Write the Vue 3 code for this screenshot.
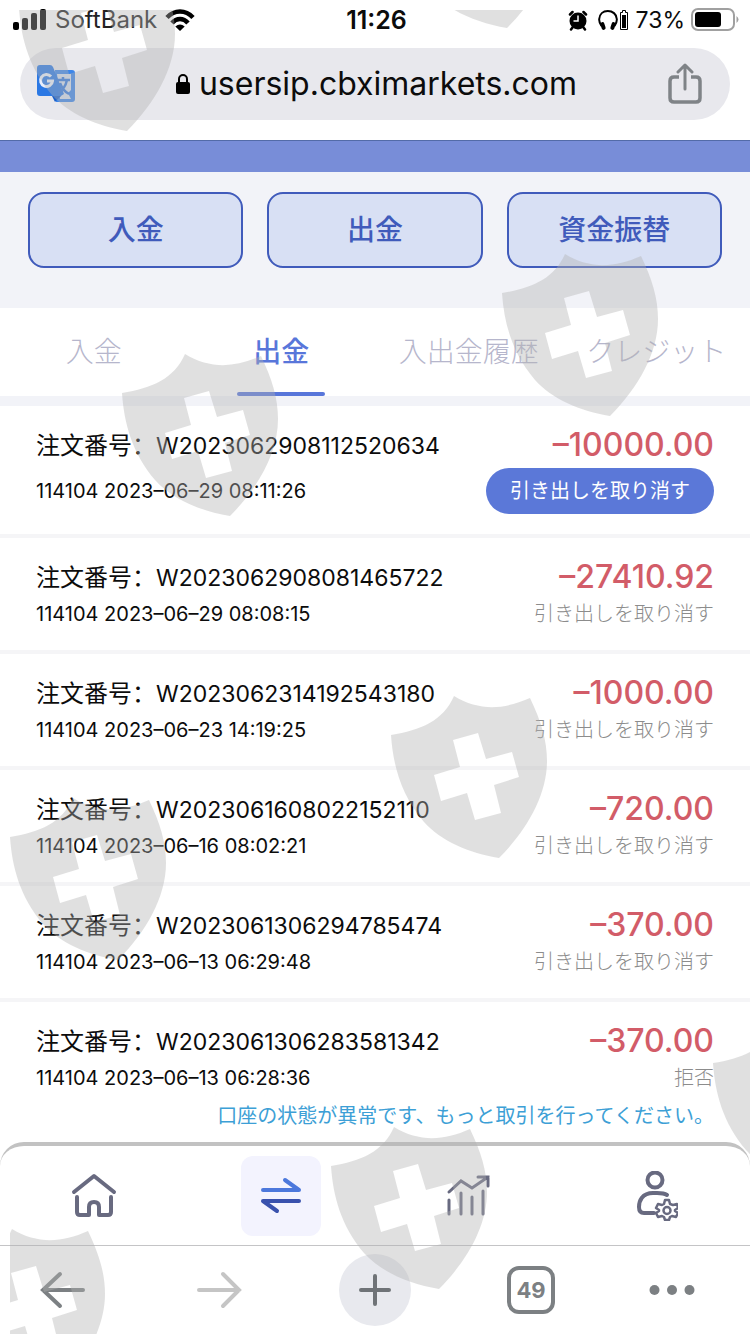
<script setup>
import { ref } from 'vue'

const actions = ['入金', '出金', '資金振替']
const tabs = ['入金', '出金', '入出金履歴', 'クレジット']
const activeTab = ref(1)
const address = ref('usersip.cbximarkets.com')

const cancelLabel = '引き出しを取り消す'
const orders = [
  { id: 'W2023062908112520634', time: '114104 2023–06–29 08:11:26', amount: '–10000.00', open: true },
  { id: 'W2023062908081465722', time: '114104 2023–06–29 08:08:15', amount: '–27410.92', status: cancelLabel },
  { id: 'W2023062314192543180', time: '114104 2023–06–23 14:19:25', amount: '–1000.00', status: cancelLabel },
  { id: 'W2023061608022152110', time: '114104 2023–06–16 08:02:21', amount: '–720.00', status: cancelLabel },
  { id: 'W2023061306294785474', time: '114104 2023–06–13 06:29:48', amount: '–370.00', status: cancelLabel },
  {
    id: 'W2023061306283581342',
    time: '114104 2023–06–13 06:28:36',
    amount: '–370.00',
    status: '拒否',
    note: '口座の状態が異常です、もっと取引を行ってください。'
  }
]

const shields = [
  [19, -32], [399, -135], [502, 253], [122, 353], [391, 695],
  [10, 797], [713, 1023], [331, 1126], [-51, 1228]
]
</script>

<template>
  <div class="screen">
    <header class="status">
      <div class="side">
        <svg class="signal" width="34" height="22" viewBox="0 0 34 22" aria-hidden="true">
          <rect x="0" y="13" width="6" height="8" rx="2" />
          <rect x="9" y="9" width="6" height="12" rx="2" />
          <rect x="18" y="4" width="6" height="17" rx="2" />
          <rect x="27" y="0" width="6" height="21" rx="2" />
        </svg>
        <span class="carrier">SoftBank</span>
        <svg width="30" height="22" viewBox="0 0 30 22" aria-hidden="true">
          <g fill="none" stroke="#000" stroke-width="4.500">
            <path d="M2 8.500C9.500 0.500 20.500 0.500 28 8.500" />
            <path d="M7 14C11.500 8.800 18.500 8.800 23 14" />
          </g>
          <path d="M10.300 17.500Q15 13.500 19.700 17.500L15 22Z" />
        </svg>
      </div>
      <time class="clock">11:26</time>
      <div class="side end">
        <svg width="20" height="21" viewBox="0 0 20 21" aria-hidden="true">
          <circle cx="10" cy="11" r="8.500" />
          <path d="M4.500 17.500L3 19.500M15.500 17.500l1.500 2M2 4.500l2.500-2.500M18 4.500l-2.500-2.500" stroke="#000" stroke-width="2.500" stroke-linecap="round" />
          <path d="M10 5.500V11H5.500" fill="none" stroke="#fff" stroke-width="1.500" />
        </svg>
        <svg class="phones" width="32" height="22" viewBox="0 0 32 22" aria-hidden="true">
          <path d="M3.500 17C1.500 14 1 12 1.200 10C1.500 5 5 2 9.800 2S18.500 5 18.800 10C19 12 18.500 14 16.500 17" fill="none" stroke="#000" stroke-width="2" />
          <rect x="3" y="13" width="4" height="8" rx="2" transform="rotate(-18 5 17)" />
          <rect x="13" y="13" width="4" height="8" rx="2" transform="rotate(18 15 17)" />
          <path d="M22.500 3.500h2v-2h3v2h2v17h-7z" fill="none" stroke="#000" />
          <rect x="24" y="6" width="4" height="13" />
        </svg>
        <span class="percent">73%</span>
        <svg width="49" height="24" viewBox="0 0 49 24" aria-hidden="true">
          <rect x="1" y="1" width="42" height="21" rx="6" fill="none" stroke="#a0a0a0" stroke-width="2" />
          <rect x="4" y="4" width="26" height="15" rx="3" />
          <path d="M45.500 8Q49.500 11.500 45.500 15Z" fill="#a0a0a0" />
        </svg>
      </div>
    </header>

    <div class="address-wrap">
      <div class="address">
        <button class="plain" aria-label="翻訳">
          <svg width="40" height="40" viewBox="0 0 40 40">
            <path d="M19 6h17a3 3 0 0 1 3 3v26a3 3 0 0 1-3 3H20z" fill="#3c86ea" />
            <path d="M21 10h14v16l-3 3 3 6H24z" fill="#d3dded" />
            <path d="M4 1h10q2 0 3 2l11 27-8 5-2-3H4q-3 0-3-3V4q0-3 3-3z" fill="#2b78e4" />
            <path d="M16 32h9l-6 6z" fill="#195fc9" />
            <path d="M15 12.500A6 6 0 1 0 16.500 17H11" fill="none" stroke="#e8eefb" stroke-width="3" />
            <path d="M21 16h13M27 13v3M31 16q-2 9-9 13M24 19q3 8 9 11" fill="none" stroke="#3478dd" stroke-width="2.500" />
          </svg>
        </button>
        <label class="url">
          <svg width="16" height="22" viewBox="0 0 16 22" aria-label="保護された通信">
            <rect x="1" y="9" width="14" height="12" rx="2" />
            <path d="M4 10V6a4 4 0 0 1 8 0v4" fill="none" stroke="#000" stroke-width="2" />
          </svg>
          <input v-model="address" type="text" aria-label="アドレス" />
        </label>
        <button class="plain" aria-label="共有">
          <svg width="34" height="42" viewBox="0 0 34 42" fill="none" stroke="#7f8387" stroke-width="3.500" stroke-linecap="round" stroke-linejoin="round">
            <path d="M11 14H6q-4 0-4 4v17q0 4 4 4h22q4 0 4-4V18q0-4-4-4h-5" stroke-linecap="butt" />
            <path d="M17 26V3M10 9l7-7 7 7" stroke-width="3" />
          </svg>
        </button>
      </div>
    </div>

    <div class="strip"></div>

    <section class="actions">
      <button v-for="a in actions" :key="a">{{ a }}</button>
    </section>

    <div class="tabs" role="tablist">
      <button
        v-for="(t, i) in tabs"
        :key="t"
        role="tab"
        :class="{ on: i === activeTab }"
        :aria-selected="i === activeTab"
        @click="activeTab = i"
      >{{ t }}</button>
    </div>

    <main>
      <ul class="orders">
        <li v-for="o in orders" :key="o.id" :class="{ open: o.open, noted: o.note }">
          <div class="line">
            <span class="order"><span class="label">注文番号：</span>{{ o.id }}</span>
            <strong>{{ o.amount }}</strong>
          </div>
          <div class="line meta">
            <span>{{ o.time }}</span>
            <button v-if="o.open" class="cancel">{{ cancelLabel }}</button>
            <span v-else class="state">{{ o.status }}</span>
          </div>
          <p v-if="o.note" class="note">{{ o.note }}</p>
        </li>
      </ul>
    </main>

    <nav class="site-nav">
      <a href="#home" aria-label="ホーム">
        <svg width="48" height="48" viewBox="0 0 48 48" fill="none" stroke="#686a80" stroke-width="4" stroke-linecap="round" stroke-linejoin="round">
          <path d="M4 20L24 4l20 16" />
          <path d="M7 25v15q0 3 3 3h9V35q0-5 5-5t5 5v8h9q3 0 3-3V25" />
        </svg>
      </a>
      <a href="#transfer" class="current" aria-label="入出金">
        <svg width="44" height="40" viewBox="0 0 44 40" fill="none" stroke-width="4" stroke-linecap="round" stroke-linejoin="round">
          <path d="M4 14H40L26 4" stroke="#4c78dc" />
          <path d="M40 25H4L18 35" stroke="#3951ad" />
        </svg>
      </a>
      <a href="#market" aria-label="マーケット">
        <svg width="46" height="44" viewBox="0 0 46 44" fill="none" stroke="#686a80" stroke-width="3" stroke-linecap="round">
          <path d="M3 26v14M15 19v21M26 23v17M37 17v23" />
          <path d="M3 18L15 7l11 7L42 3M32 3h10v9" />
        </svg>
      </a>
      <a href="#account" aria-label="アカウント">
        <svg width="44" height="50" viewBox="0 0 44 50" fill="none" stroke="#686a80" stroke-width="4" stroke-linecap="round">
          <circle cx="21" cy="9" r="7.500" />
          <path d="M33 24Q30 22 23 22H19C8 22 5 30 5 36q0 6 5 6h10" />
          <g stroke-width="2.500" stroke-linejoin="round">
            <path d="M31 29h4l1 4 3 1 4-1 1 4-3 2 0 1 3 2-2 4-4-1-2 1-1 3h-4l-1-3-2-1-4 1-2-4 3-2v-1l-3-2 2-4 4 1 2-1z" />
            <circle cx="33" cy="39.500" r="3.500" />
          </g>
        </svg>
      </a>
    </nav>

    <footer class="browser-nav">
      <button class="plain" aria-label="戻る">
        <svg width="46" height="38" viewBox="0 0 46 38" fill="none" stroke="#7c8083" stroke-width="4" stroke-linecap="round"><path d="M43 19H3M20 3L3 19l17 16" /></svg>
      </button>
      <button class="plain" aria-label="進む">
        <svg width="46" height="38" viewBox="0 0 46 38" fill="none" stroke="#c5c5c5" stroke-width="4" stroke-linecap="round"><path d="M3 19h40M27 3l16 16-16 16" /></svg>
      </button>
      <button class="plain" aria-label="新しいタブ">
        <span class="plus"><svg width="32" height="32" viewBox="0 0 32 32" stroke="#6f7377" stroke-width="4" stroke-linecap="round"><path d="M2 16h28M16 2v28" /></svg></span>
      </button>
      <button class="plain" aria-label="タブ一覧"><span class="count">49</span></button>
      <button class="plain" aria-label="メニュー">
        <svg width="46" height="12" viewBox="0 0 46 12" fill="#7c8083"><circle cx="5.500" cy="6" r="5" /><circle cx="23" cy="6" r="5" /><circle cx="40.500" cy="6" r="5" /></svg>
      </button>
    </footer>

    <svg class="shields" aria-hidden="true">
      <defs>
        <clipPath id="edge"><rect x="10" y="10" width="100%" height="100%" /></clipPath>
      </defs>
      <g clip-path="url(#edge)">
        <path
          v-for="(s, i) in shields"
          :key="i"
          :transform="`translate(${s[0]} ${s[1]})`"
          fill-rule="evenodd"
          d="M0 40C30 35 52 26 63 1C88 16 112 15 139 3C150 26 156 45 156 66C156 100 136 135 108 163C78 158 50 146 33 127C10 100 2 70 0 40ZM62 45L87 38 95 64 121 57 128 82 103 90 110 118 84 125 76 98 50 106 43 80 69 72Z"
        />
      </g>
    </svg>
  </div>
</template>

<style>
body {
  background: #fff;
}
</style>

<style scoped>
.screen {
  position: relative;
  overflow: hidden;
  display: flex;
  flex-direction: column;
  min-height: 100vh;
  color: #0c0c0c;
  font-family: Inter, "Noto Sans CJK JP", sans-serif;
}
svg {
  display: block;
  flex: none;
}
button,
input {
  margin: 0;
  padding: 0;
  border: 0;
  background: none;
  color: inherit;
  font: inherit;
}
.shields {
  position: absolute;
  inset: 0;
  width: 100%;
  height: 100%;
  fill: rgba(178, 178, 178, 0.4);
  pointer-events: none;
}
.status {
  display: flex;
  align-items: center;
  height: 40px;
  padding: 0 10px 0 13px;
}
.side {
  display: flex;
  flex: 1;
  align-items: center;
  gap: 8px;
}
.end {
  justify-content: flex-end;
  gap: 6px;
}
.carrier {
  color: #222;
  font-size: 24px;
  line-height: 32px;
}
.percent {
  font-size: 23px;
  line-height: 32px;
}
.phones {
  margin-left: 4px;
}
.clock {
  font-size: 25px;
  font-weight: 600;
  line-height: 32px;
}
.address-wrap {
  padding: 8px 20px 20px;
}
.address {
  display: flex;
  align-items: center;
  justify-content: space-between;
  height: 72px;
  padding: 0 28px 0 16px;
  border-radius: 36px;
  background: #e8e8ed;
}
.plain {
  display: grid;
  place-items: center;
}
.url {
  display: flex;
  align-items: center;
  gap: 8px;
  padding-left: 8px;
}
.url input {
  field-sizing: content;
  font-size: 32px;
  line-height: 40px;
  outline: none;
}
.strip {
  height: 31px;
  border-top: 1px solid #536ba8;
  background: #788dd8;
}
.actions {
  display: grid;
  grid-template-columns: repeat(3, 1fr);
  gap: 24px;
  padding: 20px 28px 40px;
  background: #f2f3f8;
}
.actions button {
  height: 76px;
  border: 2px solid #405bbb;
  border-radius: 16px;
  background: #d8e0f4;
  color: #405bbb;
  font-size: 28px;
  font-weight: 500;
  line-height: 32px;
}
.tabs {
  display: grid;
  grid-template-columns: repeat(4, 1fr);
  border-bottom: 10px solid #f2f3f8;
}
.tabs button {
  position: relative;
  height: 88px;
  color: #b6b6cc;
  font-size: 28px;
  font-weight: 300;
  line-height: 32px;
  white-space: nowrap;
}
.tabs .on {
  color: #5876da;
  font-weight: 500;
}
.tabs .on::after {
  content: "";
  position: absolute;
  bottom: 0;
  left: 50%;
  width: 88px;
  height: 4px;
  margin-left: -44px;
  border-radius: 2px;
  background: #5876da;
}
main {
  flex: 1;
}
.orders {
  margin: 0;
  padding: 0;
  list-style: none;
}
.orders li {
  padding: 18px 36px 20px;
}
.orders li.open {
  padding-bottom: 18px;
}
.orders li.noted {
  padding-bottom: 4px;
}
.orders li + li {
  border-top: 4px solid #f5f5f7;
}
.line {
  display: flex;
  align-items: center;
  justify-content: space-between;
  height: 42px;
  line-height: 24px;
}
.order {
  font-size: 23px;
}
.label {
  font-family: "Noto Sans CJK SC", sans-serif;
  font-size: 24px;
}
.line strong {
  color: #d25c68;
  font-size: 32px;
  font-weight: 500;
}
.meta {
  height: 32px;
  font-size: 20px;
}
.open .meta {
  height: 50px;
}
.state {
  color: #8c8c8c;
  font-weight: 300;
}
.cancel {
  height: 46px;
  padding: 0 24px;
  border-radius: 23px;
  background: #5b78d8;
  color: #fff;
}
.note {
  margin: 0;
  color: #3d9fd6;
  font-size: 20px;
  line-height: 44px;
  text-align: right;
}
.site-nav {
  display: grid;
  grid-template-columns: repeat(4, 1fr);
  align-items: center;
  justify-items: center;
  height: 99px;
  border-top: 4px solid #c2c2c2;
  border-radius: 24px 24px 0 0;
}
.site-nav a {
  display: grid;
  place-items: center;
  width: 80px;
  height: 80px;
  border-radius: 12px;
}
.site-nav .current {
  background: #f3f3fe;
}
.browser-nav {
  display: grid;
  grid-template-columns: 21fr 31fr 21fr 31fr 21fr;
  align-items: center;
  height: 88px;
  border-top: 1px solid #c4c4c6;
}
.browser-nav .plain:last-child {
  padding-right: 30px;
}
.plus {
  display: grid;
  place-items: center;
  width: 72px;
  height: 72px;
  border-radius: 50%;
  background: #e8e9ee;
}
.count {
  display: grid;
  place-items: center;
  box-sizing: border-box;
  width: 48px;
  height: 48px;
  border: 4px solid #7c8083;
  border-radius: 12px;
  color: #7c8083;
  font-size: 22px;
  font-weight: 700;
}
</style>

===============

__TASK REQUIREMENTS__
Skip the pictures and restate exactly the lines from the beginning of the listing to the line with "const address = ref('usersip.cbximarkets.com')", that line included.

__SOLUTION__
Write the Vue 3 code for this screenshot.
<script setup>
import { ref } from 'vue'

const actions = ['入金', '出金', '資金振替']
const tabs = ['入金', '出金', '入出金履歴', 'クレジット']
const activeTab = ref(1)
const address = ref('usersip.cbximarkets.com')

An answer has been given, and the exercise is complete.